_Task to carry out_:
Within the material below, find each line bearing the word "page" and present it.

_Data block_:
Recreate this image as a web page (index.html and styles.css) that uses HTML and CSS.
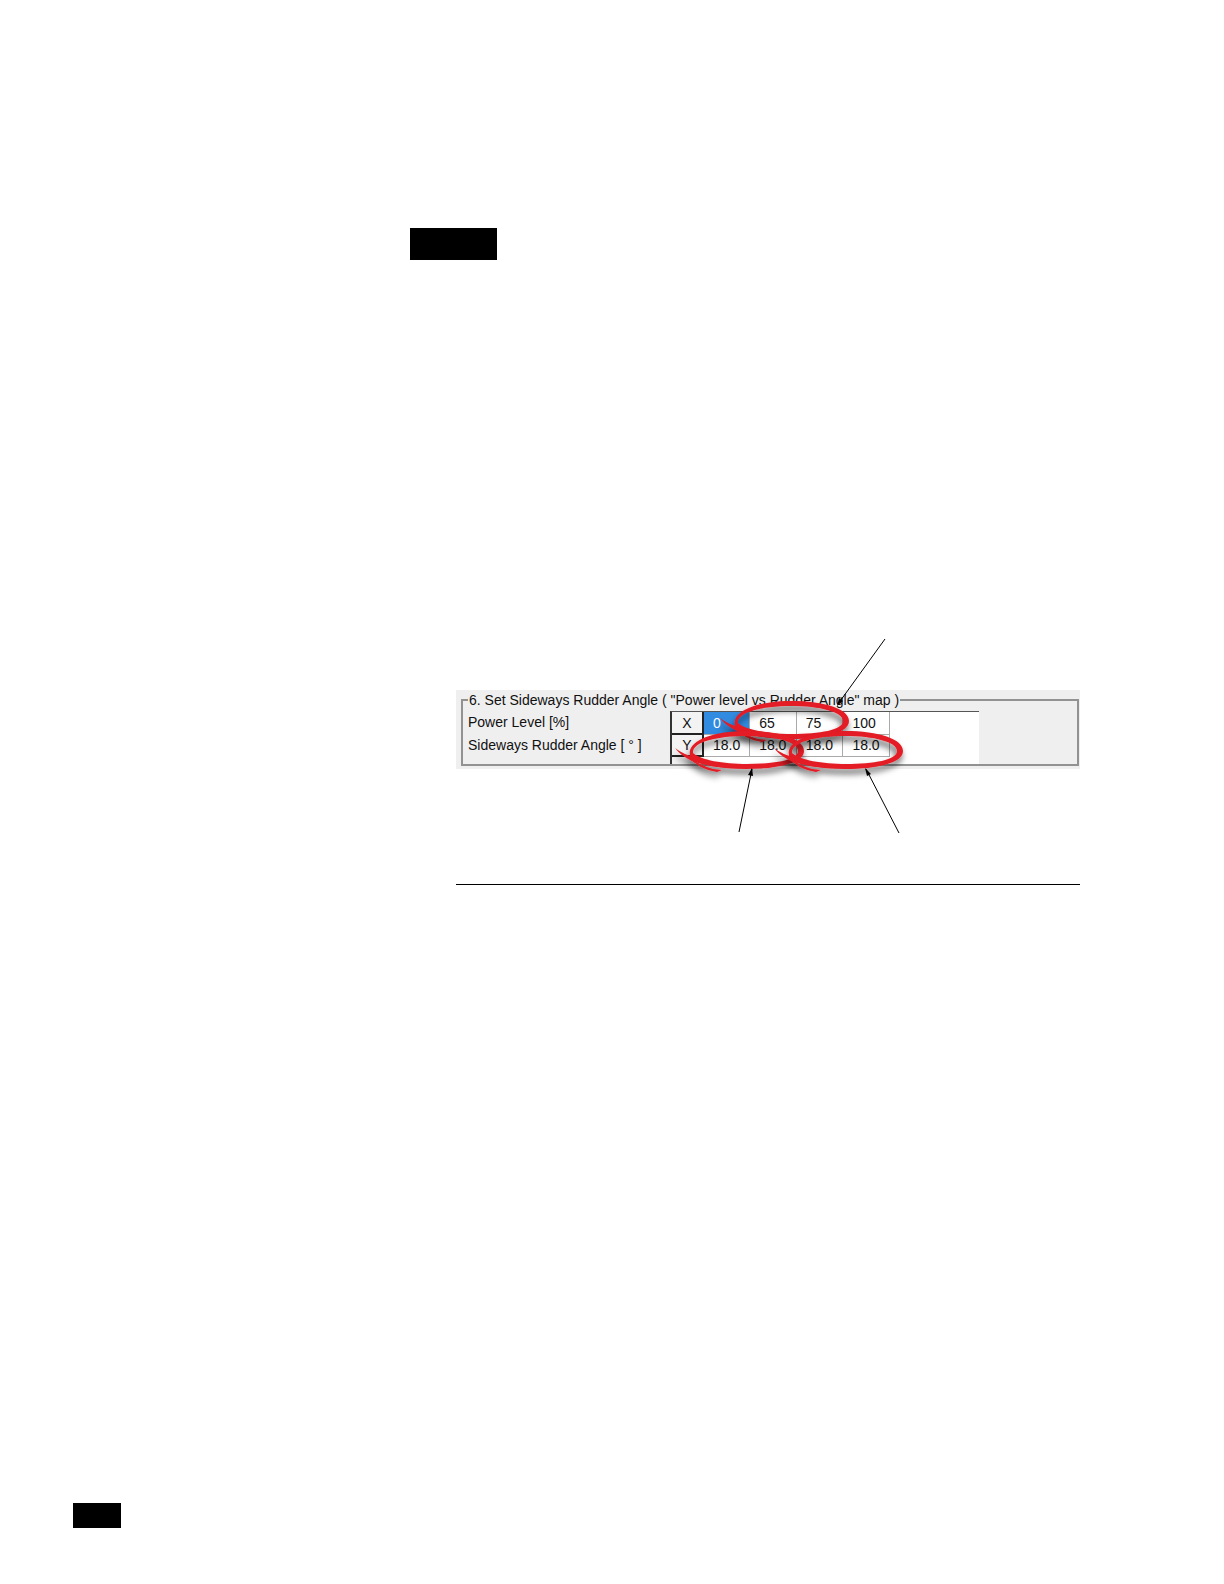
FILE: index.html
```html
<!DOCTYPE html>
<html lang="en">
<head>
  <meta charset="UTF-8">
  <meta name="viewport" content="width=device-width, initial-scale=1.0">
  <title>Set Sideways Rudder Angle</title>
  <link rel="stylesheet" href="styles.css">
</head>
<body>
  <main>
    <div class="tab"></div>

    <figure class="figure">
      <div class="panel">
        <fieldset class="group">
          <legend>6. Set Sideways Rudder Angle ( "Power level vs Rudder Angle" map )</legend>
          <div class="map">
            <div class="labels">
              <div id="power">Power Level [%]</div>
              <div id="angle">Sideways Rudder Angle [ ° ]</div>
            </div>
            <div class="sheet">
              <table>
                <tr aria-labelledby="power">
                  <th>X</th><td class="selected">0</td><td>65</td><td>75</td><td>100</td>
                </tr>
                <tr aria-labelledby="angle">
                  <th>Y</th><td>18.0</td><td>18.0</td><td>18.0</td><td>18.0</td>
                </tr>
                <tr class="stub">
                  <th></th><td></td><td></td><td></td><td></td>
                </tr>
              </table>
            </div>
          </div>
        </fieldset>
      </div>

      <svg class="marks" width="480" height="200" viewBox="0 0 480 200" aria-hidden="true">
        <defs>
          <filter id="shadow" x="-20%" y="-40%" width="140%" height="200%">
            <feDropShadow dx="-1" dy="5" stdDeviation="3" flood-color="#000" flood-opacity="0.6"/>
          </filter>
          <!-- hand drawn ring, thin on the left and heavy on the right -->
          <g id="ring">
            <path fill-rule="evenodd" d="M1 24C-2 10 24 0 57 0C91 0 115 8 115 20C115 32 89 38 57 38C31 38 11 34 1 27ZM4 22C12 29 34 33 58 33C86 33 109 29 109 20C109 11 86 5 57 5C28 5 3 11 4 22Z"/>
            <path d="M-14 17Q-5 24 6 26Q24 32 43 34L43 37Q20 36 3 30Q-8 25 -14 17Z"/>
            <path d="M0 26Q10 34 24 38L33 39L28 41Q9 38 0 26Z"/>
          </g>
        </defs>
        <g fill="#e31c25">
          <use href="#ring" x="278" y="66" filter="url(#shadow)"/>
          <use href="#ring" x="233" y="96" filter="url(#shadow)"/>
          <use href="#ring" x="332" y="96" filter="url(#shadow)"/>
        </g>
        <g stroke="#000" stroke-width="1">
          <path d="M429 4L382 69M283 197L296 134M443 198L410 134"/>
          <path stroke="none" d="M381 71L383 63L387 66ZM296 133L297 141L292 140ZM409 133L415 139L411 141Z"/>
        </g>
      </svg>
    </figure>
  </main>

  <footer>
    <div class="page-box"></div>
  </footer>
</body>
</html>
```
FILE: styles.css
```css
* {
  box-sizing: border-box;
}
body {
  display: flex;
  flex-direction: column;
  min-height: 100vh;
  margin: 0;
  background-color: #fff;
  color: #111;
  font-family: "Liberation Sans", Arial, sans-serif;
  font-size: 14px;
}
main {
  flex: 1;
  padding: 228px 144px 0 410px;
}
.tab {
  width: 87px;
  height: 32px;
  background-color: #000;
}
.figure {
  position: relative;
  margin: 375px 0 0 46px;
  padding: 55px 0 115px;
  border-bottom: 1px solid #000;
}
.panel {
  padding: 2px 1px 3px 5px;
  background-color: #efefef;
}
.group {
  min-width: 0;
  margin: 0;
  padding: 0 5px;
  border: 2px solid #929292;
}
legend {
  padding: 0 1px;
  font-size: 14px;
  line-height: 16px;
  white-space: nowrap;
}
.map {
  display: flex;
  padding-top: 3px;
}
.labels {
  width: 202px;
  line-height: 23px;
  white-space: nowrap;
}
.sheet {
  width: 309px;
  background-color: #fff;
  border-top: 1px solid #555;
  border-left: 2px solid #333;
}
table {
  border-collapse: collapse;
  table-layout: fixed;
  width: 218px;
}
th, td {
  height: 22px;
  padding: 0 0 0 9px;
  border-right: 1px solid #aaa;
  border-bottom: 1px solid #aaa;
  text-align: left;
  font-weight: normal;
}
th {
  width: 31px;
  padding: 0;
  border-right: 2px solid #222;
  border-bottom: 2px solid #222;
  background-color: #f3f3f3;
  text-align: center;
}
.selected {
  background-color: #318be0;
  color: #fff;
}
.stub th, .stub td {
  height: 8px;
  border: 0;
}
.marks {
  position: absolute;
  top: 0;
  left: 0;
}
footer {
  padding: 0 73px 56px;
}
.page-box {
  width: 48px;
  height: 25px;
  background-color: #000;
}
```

_Complete answer_:
Recreate this image as a web page (index.html and styles.css) that uses HTML and CSS.
    <div class="page-box"></div>
.page-box {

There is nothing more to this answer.